Task prompt -> Make an exact copy of the data below, leaving out every picture.

>> begin Records

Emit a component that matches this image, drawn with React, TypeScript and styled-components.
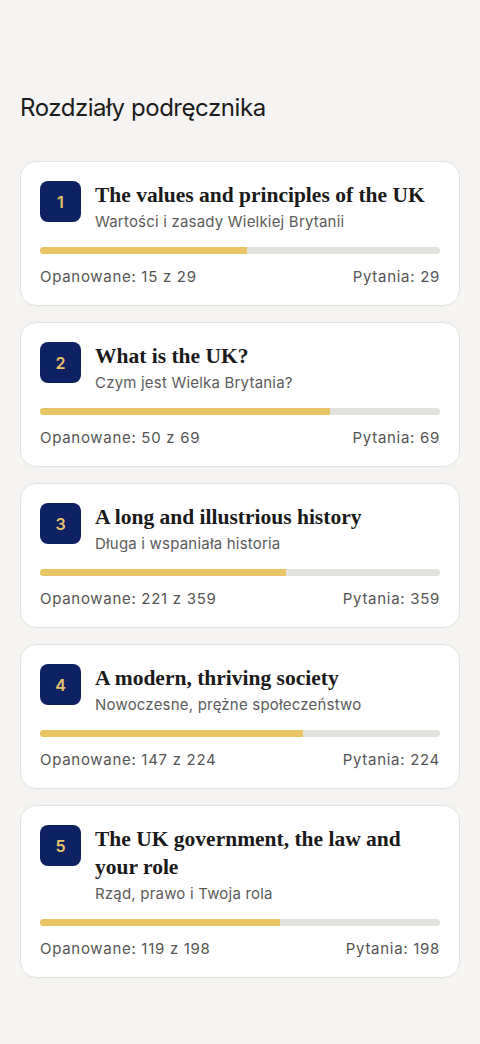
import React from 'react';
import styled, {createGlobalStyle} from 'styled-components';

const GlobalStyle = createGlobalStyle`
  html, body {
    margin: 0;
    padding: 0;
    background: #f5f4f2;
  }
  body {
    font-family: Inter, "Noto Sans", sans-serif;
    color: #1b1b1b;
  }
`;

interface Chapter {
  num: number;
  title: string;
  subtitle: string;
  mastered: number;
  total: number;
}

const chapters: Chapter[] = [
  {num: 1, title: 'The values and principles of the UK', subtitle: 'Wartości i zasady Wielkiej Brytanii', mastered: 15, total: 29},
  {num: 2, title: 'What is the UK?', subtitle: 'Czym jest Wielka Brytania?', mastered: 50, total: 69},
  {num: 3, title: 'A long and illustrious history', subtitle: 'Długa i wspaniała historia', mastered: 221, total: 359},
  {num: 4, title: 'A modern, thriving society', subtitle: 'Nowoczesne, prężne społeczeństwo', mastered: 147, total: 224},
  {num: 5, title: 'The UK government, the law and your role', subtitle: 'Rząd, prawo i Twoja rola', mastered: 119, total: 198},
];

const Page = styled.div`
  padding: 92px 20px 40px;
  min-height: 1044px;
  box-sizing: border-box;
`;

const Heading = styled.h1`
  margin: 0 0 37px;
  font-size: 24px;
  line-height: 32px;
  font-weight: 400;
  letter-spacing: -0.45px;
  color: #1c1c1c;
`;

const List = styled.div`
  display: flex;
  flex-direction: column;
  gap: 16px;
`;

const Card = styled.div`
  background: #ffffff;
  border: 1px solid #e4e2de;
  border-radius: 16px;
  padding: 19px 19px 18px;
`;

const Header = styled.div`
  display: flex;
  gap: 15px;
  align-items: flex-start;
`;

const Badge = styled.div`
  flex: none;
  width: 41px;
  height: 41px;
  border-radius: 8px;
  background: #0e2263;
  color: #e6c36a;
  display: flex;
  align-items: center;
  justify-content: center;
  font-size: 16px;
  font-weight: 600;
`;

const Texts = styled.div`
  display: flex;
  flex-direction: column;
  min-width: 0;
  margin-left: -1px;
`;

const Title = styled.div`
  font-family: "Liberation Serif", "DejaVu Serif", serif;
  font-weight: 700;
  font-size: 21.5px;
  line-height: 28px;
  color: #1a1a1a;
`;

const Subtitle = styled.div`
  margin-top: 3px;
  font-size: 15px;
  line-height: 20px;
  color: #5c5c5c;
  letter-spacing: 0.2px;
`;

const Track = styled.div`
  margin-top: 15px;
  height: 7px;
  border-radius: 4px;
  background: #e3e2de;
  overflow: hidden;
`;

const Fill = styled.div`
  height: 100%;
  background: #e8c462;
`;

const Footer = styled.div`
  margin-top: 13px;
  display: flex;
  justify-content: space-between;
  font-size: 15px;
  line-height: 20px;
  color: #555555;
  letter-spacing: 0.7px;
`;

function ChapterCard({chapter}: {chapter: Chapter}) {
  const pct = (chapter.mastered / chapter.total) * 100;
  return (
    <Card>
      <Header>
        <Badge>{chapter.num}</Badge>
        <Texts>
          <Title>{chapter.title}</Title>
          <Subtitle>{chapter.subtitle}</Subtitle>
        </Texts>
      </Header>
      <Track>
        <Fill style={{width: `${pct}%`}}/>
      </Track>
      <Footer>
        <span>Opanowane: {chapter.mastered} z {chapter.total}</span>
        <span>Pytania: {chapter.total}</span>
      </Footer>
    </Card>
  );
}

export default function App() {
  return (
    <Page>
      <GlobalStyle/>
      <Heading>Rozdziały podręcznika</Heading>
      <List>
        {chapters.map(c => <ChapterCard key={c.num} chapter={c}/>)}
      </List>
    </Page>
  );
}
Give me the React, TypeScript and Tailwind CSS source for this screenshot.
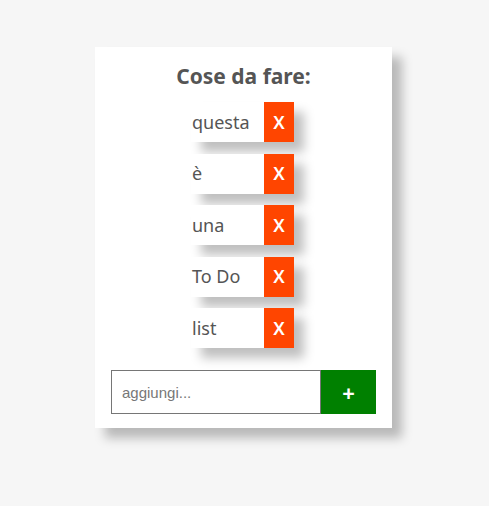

>> end Records

Solution ->
Emit a component that matches this image, drawn with React, TypeScript and styled-components.
import React from 'react';
import styled, {createGlobalStyle} from 'styled-components';

const GlobalStyle = createGlobalStyle`
  html, body {
    margin: 0;
    padding: 0;
    background: #f5f4f2;
  }
  body {
    font-family: Inter, "Noto Sans", sans-serif;
    color: #1b1b1b;
  }
`;

interface Chapter {
  num: number;
  title: string;
  subtitle: string;
  mastered: number;
  total: number;
}

const chapters: Chapter[] = [
  {num: 1, title: 'The values and principles of the UK', subtitle: 'Wartości i zasady Wielkiej Brytanii', mastered: 15, total: 29},
  {num: 2, title: 'What is the UK?', subtitle: 'Czym jest Wielka Brytania?', mastered: 50, total: 69},
  {num: 3, title: 'A long and illustrious history', subtitle: 'Długa i wspaniała historia', mastered: 221, total: 359},
  {num: 4, title: 'A modern, thriving society', subtitle: 'Nowoczesne, prężne społeczeństwo', mastered: 147, total: 224},
  {num: 5, title: 'The UK government, the law and your role', subtitle: 'Rząd, prawo i Twoja rola', mastered: 119, total: 198},
];

const Page = styled.div`
  padding: 92px 20px 40px;
  min-height: 1044px;
  box-sizing: border-box;
`;

const Heading = styled.h1`
  margin: 0 0 37px;
  font-size: 24px;
  line-height: 32px;
  font-weight: 400;
  letter-spacing: -0.45px;
  color: #1c1c1c;
`;

const List = styled.div`
  display: flex;
  flex-direction: column;
  gap: 16px;
`;

const Card = styled.div`
  background: #ffffff;
  border: 1px solid #e4e2de;
  border-radius: 16px;
  padding: 19px 19px 18px;
`;

const Header = styled.div`
  display: flex;
  gap: 15px;
  align-items: flex-start;
`;

const Badge = styled.div`
  flex: none;
  width: 41px;
  height: 41px;
  border-radius: 8px;
  background: #0e2263;
  color: #e6c36a;
  display: flex;
  align-items: center;
  justify-content: center;
  font-size: 16px;
  font-weight: 600;
`;

const Texts = styled.div`
  display: flex;
  flex-direction: column;
  min-width: 0;
  margin-left: -1px;
`;

const Title = styled.div`
  font-family: "Liberation Serif", "DejaVu Serif", serif;
  font-weight: 700;
  font-size: 21.5px;
  line-height: 28px;
  color: #1a1a1a;
`;

const Subtitle = styled.div`
  margin-top: 3px;
  font-size: 15px;
  line-height: 20px;
  color: #5c5c5c;
  letter-spacing: 0.2px;
`;

const Track = styled.div`
  margin-top: 15px;
  height: 7px;
  border-radius: 4px;
  background: #e3e2de;
  overflow: hidden;
`;

const Fill = styled.div`
  height: 100%;
  background: #e8c462;
`;

const Footer = styled.div`
  margin-top: 13px;
  display: flex;
  justify-content: space-between;
  font-size: 15px;
  line-height: 20px;
  color: #555555;
  letter-spacing: 0.7px;
`;

function ChapterCard({chapter}: {chapter: Chapter}) {
  const pct = (chapter.mastered / chapter.total) * 100;
  return (
    <Card>
      <Header>
        <Badge>{chapter.num}</Badge>
        <Texts>
          <Title>{chapter.title}</Title>
          <Subtitle>{chapter.subtitle}</Subtitle>
        </Texts>
      </Header>
      <Track>
        <Fill style={{width: `${pct}%`}}/>
      </Track>
      <Footer>
        <span>Opanowane: {chapter.mastered} z {chapter.total}</span>
        <span>Pytania: {chapter.total}</span>
      </Footer>
    </Card>
  );
}

export default function App() {
  return (
    <Page>
      <GlobalStyle/>
      <Heading>Rozdziały podręcznika</Heading>
      <List>
        {chapters.map(c => <ChapterCard key={c.num} chapter={c}/>)}
      </List>
    </Page>
  );
}
Give me the React, TypeScript and Tailwind CSS source for this screenshot.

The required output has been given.